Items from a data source
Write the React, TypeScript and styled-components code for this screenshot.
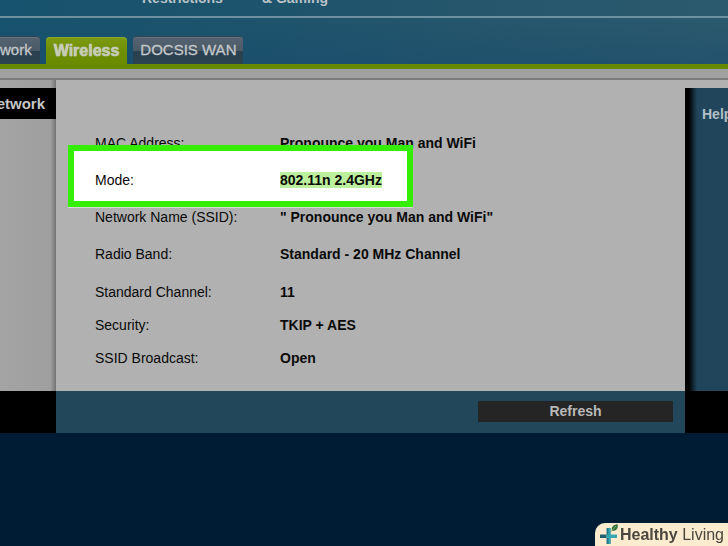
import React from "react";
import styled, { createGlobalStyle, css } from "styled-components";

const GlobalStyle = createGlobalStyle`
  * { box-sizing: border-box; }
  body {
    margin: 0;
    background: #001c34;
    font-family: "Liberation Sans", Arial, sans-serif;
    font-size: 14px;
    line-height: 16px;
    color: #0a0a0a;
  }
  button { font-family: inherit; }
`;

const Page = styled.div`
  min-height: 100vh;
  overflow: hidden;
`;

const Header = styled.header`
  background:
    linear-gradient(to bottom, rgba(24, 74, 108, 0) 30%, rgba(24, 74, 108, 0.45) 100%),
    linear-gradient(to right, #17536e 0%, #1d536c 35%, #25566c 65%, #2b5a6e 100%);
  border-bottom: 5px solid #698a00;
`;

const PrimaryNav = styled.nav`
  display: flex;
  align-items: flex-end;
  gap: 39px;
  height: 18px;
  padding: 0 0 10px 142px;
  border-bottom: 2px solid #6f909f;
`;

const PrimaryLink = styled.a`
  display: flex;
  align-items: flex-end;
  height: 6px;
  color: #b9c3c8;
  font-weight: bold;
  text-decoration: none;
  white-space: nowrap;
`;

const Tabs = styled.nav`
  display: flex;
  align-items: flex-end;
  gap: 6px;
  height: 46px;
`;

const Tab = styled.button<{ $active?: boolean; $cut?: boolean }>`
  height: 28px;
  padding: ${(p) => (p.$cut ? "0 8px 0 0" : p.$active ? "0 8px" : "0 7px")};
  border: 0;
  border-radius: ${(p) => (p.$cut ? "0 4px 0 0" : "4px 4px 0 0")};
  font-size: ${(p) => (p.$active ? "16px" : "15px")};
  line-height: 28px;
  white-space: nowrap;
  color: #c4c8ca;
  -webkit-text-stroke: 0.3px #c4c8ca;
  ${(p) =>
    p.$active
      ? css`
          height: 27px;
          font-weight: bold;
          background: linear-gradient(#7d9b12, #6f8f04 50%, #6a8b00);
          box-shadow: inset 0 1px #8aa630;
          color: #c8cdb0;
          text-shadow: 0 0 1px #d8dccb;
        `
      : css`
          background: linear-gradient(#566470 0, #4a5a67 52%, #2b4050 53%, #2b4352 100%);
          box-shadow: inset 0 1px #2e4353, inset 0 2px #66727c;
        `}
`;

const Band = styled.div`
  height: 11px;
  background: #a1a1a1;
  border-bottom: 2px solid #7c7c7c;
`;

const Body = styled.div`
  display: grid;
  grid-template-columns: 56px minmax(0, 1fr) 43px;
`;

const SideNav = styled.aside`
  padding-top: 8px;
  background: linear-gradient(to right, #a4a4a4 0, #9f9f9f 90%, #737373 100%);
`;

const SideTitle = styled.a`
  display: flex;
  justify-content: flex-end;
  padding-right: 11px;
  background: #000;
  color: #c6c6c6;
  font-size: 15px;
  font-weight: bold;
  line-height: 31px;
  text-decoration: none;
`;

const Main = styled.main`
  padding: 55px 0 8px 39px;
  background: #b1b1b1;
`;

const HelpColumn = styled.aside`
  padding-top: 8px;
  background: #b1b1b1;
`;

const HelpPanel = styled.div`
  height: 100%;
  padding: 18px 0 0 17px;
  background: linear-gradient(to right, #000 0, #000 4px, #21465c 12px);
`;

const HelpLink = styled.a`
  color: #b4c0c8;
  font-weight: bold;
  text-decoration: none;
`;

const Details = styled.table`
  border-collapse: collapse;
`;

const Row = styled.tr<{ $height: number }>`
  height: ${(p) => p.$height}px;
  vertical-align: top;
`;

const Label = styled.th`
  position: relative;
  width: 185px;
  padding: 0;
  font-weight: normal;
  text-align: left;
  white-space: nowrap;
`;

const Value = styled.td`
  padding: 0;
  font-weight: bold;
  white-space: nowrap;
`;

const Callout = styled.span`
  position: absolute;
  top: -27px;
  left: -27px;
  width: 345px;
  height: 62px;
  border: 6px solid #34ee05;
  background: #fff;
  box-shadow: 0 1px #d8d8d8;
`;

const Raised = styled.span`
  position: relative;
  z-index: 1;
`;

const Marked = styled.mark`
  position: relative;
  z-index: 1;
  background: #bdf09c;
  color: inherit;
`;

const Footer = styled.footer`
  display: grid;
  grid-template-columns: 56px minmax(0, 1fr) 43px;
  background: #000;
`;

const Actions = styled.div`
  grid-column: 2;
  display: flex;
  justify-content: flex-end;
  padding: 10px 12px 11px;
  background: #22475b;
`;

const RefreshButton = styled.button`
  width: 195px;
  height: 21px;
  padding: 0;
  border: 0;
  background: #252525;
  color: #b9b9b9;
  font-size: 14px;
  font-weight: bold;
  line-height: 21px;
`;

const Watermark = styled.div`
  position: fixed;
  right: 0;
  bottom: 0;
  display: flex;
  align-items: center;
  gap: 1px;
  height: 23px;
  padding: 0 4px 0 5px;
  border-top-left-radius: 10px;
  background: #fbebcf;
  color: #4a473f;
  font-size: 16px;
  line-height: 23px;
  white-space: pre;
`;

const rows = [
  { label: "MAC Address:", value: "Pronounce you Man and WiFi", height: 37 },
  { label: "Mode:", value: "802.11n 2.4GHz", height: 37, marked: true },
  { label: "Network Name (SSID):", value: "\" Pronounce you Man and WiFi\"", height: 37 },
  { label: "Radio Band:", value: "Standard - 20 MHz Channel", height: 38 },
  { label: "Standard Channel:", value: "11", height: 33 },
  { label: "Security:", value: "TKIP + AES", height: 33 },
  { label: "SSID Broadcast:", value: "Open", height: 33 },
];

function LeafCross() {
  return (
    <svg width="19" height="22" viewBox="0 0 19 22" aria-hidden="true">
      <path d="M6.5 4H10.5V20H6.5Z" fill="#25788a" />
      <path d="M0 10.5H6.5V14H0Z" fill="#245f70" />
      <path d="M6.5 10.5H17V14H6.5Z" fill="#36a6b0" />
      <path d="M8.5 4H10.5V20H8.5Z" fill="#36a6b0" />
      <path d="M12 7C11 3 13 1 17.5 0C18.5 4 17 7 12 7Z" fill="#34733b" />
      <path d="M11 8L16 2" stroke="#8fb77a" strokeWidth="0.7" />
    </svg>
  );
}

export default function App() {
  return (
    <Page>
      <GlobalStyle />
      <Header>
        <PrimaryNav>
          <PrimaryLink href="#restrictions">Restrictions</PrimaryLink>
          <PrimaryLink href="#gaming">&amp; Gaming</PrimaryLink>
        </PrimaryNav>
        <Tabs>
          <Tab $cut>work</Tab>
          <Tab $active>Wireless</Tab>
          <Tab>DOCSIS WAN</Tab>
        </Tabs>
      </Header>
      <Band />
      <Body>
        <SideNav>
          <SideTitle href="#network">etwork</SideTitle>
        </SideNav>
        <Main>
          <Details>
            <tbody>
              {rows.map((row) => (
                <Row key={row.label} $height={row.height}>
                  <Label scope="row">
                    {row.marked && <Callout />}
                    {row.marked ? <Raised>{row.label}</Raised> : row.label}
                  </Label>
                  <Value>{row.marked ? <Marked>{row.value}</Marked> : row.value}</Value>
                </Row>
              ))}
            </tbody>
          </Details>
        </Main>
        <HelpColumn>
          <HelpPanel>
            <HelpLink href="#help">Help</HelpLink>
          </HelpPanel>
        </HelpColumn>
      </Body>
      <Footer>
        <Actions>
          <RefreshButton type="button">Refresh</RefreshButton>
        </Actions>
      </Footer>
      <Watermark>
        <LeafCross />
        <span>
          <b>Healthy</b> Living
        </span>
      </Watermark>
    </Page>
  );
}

* * *

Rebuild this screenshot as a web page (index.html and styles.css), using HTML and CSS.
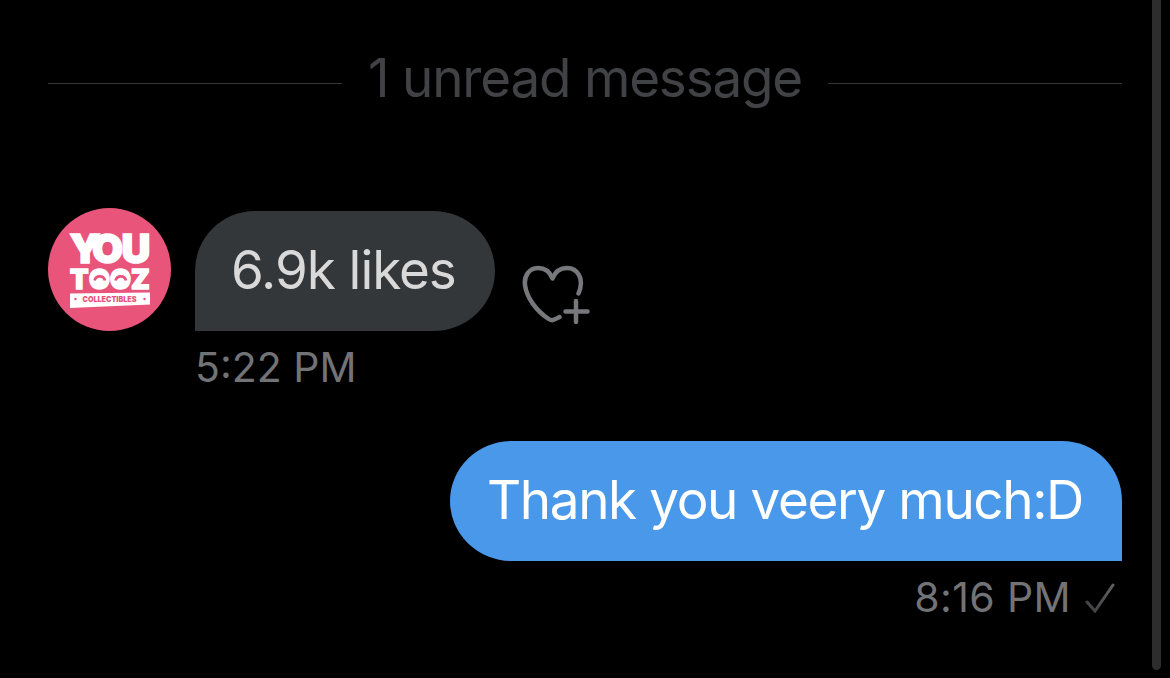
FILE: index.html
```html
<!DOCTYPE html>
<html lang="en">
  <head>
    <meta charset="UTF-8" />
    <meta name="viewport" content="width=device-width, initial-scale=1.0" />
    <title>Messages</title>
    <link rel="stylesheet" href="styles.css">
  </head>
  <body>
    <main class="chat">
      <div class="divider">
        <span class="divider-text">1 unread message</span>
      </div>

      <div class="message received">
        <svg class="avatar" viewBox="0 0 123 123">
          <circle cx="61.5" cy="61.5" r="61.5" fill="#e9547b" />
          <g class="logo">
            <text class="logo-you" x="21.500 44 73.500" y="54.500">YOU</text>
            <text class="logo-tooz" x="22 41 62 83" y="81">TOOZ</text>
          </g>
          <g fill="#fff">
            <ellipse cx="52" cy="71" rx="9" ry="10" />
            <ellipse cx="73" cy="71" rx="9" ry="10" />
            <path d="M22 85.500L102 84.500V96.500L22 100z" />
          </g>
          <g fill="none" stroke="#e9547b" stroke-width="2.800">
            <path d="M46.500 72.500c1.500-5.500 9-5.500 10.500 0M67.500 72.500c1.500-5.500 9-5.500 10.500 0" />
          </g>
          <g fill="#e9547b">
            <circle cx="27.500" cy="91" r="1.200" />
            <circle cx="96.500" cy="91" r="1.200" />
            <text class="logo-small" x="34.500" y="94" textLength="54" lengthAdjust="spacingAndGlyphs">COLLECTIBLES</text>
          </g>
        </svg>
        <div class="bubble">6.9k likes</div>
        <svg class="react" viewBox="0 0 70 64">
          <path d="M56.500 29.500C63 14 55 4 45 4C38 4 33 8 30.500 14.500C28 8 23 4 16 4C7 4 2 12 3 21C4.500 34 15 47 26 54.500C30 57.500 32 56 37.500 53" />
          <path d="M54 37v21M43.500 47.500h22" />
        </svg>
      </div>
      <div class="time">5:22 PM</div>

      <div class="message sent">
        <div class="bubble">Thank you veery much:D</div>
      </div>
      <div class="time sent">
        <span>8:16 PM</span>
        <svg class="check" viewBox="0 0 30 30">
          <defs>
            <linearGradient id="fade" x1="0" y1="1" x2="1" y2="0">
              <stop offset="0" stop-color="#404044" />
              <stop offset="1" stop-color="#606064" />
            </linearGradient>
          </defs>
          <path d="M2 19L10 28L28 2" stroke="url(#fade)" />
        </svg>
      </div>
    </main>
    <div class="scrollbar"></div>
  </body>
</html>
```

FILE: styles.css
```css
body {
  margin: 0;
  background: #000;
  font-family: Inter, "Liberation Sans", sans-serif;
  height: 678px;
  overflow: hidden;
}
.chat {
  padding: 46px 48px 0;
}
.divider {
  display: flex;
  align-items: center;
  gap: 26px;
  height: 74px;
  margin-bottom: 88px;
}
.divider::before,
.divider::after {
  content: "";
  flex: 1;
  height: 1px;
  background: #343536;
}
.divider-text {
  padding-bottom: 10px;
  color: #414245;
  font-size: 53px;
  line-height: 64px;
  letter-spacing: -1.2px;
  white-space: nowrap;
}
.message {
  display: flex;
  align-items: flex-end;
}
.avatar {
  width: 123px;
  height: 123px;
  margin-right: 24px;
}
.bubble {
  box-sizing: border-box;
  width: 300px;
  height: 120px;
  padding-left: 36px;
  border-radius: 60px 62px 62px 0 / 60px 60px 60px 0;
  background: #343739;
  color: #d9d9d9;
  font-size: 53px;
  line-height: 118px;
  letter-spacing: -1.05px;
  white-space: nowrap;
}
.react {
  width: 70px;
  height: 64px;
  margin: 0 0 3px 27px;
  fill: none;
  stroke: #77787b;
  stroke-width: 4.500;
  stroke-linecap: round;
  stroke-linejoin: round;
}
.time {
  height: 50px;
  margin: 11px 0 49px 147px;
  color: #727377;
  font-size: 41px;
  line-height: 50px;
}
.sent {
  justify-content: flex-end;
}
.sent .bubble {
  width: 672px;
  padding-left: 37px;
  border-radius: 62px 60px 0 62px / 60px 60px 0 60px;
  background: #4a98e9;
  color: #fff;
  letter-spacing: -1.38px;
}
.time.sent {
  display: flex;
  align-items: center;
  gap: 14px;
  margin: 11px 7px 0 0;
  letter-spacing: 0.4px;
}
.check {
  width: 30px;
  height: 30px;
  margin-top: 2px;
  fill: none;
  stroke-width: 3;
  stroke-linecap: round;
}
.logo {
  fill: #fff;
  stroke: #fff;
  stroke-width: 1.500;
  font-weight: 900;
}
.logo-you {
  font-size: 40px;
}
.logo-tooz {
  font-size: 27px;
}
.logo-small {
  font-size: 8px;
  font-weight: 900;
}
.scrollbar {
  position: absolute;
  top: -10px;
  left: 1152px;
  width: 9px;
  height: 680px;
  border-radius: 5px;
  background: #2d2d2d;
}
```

EXERCISE TASK
Using the entries above, find all lines with "styles". Copy them.

COMPLETE ANSWER
Rebuild this screenshot as a web page (index.html and styles.css), using HTML and CSS.
    <link rel="stylesheet" href="styles.css">
FILE: styles.css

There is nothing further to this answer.